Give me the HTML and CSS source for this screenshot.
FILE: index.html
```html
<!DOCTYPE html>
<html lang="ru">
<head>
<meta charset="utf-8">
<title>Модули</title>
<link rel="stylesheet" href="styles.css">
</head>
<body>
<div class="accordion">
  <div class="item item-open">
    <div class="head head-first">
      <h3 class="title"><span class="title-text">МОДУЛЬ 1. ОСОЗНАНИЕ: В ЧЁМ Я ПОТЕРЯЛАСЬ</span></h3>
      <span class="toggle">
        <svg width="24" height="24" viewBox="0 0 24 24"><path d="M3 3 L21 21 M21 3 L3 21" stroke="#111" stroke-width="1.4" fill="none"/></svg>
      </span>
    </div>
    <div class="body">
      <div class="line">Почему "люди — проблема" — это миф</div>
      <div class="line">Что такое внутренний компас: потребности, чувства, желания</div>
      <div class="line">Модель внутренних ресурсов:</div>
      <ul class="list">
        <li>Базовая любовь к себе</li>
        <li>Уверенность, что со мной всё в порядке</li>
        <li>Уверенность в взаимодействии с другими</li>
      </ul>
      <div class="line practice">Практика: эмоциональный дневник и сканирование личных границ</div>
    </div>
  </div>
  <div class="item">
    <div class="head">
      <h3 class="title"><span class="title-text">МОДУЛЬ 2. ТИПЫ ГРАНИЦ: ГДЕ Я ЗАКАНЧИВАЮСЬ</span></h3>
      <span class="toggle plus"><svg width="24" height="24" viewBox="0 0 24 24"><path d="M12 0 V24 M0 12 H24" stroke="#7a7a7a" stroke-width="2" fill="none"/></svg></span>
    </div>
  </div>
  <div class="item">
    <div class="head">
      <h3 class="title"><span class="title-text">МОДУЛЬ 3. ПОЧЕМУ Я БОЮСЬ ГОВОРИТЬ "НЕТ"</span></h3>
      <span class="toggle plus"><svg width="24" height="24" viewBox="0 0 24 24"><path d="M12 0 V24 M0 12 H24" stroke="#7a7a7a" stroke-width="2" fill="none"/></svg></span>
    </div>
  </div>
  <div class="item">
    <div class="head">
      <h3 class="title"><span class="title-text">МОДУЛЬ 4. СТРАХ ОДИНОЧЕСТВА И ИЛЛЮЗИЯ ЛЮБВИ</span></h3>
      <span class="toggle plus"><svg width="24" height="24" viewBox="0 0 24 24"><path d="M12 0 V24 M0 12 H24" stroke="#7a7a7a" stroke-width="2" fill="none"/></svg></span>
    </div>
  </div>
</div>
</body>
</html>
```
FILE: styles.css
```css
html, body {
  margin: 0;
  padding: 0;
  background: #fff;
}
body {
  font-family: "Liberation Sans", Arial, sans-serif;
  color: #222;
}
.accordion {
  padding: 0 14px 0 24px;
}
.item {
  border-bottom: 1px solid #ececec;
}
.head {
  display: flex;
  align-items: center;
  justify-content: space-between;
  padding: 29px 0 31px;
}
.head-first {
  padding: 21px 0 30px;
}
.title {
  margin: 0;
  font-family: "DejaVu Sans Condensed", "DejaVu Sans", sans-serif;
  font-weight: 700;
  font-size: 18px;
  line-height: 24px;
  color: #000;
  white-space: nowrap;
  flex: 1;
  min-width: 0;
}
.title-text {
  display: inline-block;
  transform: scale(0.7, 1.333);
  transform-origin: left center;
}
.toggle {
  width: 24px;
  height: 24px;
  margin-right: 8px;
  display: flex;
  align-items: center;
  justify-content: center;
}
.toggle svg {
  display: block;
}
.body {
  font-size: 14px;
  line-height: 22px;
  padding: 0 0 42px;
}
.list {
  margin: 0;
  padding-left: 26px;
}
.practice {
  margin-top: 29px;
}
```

• • • • • • •

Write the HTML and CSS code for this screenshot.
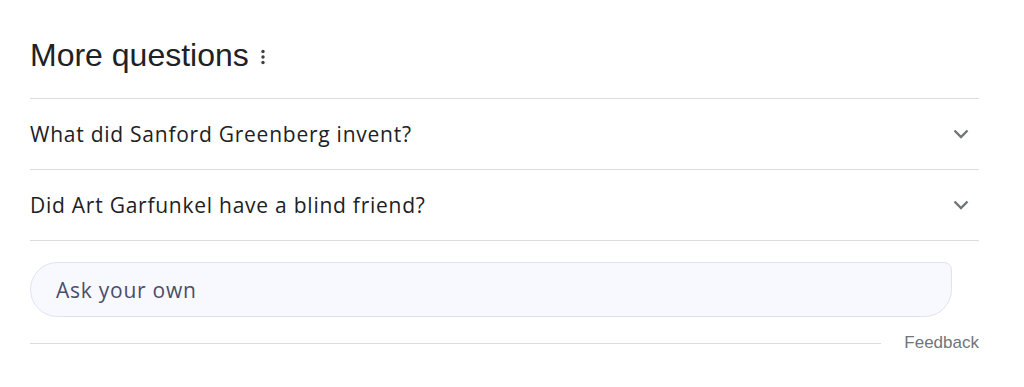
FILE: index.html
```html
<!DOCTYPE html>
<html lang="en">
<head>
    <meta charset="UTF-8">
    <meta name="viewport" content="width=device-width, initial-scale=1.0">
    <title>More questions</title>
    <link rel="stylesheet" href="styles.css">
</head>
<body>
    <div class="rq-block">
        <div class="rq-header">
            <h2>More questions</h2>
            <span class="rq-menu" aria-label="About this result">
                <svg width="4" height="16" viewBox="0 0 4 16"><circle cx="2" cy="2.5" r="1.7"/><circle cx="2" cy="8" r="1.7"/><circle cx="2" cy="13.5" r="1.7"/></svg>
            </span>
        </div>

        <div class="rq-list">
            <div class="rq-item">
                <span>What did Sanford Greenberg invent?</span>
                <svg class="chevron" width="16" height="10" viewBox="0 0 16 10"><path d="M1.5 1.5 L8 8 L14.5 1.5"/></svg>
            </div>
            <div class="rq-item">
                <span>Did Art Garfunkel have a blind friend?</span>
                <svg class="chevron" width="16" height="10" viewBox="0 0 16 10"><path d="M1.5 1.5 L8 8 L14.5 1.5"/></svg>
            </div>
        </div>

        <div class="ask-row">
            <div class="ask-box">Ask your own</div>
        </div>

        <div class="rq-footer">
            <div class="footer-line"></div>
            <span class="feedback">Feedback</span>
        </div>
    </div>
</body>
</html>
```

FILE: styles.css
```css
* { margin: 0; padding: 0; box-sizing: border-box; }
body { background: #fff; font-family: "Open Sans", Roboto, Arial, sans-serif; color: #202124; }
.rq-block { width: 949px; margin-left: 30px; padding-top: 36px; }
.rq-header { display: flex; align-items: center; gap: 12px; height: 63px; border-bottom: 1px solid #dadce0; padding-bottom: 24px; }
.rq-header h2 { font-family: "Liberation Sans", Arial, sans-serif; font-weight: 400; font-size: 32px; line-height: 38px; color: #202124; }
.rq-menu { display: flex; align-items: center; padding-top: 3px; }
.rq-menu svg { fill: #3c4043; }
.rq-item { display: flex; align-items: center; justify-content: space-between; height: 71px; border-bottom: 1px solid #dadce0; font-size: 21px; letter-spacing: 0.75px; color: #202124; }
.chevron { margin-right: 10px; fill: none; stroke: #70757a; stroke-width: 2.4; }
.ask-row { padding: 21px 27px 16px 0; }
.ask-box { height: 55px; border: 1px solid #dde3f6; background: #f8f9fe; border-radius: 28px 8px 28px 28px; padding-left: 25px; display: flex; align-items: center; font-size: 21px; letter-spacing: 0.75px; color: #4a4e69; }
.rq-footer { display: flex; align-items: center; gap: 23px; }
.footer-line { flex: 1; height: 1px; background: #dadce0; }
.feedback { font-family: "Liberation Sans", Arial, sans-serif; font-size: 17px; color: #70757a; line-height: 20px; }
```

• • • • • • •

| What is required |
Copy each line of the listing that contains the string "screenshot".

| Exercise answer |
Give me the HTML and CSS source for this screenshot.
Write the HTML and CSS code for this screenshot.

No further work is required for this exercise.